Directive = Search the data below for the word "with" and copy each line that holds it.

Source data =

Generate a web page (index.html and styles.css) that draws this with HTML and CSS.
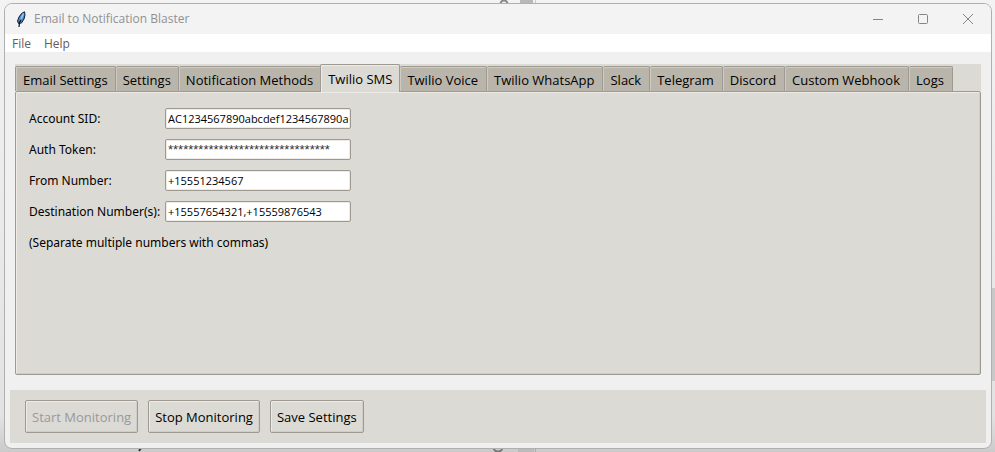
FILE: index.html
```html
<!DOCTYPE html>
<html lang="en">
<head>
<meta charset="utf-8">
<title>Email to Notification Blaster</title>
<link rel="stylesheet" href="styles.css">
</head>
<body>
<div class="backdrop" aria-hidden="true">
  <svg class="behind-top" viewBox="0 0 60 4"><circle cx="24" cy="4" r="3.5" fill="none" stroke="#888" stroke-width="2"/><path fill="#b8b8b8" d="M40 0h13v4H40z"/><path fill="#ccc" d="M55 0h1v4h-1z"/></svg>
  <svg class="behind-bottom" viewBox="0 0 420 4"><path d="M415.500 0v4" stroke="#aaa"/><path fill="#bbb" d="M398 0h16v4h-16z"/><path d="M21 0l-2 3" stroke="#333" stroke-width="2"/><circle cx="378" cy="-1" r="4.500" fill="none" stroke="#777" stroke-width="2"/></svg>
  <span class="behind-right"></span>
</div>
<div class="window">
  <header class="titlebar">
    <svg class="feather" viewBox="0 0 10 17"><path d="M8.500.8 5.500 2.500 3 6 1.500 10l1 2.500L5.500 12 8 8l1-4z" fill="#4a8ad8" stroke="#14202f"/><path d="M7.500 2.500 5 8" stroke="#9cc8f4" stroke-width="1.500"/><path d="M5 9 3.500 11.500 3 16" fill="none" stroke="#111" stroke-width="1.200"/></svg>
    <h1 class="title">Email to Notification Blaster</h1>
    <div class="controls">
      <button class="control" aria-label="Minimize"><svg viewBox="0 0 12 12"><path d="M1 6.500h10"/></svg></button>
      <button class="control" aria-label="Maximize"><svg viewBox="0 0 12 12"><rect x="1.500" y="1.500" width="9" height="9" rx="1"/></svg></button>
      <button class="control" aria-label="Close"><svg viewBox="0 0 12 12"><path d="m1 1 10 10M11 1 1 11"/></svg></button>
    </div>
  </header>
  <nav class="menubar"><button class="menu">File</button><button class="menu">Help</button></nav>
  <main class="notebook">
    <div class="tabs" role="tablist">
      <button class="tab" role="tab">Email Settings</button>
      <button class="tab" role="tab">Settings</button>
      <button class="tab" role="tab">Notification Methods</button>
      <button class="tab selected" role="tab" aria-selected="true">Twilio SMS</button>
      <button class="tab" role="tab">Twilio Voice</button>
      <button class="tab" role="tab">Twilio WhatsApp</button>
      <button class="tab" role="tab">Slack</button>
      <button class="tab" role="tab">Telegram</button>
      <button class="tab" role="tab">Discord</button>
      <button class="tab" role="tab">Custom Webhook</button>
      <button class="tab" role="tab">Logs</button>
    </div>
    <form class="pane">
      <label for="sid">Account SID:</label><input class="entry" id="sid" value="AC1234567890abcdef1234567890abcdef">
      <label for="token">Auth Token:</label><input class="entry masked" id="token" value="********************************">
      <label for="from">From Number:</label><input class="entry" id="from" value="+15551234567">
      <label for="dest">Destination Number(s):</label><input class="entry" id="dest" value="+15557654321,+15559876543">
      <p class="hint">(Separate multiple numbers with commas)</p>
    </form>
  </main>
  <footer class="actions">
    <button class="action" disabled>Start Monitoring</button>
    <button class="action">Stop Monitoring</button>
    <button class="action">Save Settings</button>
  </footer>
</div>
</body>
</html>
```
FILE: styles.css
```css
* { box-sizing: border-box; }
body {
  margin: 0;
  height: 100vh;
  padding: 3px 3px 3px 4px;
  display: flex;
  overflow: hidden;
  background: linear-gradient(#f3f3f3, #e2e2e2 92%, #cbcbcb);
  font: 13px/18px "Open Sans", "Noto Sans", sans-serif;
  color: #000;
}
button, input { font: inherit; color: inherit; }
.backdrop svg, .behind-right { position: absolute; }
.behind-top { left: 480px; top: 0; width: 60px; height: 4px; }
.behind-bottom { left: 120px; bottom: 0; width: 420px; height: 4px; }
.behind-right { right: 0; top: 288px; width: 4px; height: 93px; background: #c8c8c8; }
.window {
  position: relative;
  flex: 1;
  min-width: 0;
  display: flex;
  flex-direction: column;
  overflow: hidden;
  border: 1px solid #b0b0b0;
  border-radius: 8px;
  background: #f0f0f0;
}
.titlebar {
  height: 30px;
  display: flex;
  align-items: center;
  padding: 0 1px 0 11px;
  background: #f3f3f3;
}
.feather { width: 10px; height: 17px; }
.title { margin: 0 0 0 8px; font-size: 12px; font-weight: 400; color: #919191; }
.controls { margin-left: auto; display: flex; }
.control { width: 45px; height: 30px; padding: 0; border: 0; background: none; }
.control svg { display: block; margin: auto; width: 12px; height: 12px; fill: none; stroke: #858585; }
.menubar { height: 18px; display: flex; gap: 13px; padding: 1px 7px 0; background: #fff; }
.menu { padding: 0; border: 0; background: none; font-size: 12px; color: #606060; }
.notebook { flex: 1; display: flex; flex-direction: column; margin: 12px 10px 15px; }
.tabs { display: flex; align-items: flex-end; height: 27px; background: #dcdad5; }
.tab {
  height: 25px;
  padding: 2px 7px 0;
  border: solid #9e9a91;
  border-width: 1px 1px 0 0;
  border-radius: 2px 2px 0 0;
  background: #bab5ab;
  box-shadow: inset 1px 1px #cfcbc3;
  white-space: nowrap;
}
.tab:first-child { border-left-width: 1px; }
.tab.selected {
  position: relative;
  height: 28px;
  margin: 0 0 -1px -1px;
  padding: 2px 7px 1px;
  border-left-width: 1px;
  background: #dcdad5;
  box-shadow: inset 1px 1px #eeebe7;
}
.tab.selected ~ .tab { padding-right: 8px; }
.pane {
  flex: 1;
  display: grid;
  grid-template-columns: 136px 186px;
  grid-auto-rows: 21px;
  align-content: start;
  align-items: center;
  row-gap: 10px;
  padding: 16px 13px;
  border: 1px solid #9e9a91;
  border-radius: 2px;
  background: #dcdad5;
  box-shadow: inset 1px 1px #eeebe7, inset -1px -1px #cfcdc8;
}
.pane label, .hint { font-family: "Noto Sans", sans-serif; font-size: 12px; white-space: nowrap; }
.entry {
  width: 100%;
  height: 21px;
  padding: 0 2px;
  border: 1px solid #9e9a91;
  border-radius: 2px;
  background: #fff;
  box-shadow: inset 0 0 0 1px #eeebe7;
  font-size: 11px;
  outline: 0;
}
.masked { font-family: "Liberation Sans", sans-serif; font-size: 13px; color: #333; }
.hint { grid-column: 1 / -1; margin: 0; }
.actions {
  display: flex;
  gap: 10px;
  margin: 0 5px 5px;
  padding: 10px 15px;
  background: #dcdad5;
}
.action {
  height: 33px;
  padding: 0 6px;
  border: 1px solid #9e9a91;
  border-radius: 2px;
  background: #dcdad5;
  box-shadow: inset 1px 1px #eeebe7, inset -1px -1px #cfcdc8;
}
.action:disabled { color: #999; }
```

Complete output =
Generate a web page (index.html and styles.css) that draws this with HTML and CSS.
      <p class="hint">(Separate multiple numbers with commas)</p>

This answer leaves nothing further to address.